* _Exercise data_:
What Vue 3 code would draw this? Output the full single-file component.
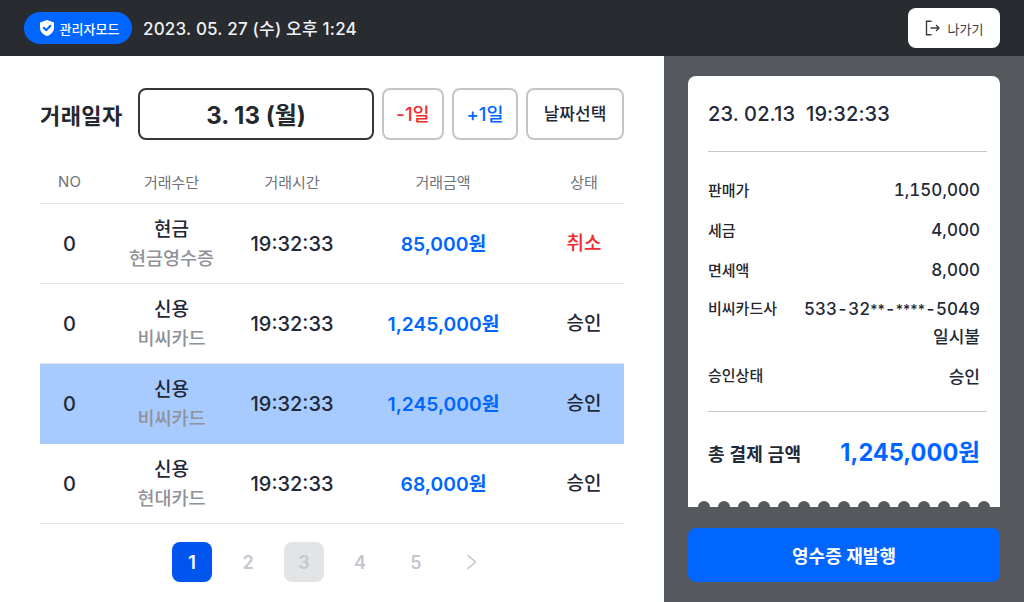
==
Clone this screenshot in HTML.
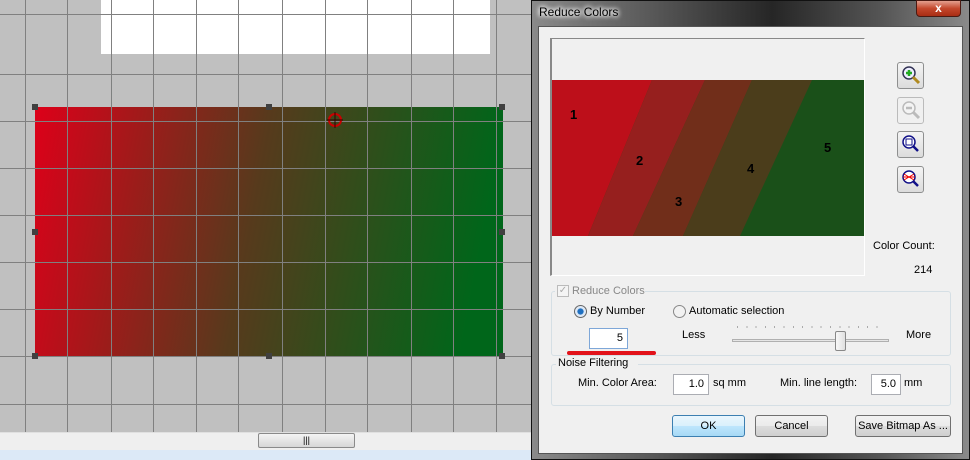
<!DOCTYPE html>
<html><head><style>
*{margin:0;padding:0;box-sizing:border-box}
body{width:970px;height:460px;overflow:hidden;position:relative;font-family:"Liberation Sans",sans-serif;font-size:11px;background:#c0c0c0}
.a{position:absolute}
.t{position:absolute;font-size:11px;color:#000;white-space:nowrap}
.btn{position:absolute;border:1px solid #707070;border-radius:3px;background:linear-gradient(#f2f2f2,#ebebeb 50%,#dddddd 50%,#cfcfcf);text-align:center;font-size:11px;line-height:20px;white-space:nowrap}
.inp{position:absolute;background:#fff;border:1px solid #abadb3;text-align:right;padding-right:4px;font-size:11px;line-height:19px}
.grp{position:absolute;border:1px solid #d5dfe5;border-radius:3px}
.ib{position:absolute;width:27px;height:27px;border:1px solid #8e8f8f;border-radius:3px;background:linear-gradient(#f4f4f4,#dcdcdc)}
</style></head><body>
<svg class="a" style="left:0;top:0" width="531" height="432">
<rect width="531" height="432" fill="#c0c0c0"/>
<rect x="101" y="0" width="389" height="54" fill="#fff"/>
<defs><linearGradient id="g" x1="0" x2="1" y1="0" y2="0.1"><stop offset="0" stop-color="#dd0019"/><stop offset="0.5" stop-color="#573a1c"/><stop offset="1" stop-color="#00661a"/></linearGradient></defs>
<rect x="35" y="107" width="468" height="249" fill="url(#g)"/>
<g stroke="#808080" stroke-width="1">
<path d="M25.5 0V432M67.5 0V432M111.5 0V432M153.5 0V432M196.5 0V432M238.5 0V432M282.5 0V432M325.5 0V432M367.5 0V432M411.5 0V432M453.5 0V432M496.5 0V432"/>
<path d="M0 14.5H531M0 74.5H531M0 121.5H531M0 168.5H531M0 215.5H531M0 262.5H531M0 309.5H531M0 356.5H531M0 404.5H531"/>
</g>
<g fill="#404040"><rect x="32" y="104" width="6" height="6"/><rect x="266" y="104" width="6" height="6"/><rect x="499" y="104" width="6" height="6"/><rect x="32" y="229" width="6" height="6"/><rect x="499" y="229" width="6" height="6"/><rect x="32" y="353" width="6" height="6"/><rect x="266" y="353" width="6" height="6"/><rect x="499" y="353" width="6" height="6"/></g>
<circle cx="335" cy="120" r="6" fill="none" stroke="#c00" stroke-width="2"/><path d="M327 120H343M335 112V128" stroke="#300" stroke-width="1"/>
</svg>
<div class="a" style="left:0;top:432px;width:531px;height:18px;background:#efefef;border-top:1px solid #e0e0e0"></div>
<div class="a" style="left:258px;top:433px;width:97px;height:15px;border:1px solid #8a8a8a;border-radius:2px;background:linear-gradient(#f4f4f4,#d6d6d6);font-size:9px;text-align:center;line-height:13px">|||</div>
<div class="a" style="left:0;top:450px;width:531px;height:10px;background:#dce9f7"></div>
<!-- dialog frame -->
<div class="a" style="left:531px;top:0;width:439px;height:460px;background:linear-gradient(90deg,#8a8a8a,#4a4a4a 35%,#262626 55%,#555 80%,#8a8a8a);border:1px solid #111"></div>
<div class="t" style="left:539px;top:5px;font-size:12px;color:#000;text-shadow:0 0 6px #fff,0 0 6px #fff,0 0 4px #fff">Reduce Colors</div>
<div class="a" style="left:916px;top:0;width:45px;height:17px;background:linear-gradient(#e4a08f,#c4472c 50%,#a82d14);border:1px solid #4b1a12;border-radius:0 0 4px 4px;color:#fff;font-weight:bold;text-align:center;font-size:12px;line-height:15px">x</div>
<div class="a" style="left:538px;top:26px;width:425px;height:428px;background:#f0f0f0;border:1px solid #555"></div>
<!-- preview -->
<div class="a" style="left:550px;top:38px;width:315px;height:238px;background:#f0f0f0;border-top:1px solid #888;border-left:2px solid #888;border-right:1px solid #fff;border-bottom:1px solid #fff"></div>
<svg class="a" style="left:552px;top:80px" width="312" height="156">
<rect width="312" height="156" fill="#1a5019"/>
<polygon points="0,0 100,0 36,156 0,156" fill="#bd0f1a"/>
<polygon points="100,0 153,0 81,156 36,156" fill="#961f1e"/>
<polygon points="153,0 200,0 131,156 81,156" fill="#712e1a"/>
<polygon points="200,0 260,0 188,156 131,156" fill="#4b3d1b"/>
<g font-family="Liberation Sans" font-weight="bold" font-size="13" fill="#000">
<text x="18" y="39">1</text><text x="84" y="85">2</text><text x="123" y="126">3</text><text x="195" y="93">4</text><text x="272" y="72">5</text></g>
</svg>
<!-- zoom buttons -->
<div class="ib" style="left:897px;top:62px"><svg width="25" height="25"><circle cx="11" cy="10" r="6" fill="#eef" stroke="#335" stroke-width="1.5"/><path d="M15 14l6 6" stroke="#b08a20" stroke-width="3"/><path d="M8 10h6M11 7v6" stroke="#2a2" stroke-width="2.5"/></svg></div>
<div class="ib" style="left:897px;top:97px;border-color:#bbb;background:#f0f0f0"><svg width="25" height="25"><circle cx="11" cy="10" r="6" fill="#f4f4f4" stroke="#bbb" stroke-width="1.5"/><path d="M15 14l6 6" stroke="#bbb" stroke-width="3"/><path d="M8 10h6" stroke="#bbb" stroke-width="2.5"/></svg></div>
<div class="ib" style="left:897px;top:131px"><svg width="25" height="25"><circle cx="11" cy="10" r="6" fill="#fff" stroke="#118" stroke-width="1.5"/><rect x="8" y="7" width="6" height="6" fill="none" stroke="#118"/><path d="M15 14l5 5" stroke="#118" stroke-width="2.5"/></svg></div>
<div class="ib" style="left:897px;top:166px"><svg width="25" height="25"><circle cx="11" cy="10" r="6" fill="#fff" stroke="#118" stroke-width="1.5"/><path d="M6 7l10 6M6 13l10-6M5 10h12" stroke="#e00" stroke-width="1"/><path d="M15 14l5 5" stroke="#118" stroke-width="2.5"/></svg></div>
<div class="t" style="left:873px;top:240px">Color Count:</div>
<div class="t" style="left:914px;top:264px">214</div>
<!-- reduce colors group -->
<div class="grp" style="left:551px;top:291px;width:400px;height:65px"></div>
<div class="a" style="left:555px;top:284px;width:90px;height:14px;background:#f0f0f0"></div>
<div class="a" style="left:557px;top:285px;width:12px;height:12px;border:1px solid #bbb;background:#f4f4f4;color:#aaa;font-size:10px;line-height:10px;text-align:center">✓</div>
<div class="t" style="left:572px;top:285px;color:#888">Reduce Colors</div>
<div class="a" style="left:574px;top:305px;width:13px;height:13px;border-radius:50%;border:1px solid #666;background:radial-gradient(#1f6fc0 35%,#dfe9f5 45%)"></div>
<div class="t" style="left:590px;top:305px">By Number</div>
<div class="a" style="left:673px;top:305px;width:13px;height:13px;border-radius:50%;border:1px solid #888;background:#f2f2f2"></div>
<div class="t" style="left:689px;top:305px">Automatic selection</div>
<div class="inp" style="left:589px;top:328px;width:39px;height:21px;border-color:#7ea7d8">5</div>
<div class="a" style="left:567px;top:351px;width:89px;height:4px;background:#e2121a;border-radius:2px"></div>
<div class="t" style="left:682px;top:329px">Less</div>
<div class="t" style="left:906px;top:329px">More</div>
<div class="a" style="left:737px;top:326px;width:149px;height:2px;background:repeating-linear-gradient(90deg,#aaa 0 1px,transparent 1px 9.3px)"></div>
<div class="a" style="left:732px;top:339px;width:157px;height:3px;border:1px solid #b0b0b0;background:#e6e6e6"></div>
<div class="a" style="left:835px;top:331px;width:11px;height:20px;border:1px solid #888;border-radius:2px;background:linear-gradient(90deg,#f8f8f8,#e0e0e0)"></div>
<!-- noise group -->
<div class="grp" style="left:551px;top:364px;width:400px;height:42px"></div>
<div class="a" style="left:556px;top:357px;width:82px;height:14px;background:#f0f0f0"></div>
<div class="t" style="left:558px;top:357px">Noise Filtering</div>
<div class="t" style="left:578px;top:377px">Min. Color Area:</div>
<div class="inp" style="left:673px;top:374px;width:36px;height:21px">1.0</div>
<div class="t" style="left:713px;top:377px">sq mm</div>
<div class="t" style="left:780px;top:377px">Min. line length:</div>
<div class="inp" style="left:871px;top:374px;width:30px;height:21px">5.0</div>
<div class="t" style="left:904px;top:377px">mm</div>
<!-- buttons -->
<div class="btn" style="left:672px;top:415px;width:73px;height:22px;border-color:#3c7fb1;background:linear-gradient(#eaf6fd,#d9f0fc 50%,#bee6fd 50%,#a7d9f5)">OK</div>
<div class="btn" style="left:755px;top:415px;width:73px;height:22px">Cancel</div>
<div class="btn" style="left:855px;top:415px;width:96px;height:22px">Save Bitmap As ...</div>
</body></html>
--
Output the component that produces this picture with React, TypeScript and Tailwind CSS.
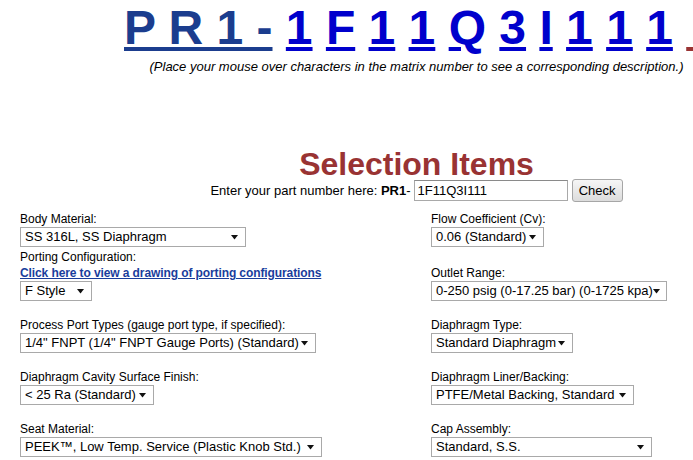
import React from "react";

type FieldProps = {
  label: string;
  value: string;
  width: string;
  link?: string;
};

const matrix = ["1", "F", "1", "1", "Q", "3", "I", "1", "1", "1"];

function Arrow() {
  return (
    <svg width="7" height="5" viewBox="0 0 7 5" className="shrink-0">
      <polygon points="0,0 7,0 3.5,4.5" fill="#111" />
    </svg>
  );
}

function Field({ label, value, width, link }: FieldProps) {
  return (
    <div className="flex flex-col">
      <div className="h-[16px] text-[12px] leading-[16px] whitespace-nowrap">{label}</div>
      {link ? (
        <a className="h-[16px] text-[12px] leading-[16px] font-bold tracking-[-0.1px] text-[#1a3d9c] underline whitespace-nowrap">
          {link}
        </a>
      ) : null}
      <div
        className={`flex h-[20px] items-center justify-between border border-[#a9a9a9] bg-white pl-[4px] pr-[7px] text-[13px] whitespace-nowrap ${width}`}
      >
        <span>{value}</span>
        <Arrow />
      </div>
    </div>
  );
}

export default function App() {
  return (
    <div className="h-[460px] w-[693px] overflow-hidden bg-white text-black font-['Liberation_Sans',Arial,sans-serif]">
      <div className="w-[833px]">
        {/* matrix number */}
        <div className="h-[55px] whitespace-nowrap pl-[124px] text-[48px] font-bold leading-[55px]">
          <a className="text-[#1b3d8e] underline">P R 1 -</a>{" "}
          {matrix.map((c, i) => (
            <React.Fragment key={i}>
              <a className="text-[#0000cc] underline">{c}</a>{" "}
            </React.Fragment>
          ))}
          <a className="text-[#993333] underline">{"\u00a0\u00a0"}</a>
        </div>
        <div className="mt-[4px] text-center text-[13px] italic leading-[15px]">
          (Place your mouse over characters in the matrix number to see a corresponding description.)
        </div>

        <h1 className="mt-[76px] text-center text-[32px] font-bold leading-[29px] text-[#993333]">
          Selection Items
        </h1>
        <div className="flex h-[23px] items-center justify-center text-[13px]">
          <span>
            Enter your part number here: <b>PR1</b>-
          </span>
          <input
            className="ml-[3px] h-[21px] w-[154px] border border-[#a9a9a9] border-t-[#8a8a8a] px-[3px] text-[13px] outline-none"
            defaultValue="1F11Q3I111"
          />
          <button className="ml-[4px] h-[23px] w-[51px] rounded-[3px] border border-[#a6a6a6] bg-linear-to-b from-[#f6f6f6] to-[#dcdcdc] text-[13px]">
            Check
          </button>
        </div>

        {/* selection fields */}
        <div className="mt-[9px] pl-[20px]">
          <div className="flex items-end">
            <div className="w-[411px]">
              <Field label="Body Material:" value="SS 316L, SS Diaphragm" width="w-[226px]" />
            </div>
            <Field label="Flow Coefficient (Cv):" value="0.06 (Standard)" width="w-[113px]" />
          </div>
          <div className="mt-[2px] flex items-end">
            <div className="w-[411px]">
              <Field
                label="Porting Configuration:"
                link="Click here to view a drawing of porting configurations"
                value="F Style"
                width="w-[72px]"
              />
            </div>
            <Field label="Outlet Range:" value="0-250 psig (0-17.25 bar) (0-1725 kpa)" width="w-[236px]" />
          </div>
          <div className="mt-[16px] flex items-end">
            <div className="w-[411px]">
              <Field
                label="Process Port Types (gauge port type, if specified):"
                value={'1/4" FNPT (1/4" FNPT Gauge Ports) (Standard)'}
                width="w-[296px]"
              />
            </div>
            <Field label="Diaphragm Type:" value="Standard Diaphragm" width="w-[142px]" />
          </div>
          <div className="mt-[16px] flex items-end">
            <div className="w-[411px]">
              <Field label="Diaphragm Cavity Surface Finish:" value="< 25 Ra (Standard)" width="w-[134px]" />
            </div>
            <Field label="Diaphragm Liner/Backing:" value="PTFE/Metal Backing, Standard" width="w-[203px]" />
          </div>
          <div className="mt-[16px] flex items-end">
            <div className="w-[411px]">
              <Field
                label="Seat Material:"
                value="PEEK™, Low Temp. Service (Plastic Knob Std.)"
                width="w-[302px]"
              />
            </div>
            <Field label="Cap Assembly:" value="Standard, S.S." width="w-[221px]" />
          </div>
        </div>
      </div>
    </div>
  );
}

* _Exercise aim_: Pull out each line containing the word "this" and copy it.

* _Task output_:
What Vue 3 code would draw this? Output the full single-file component.
Clone this screenshot in HTML.
Output the component that produces this picture with React, TypeScript and Tailwind CSS.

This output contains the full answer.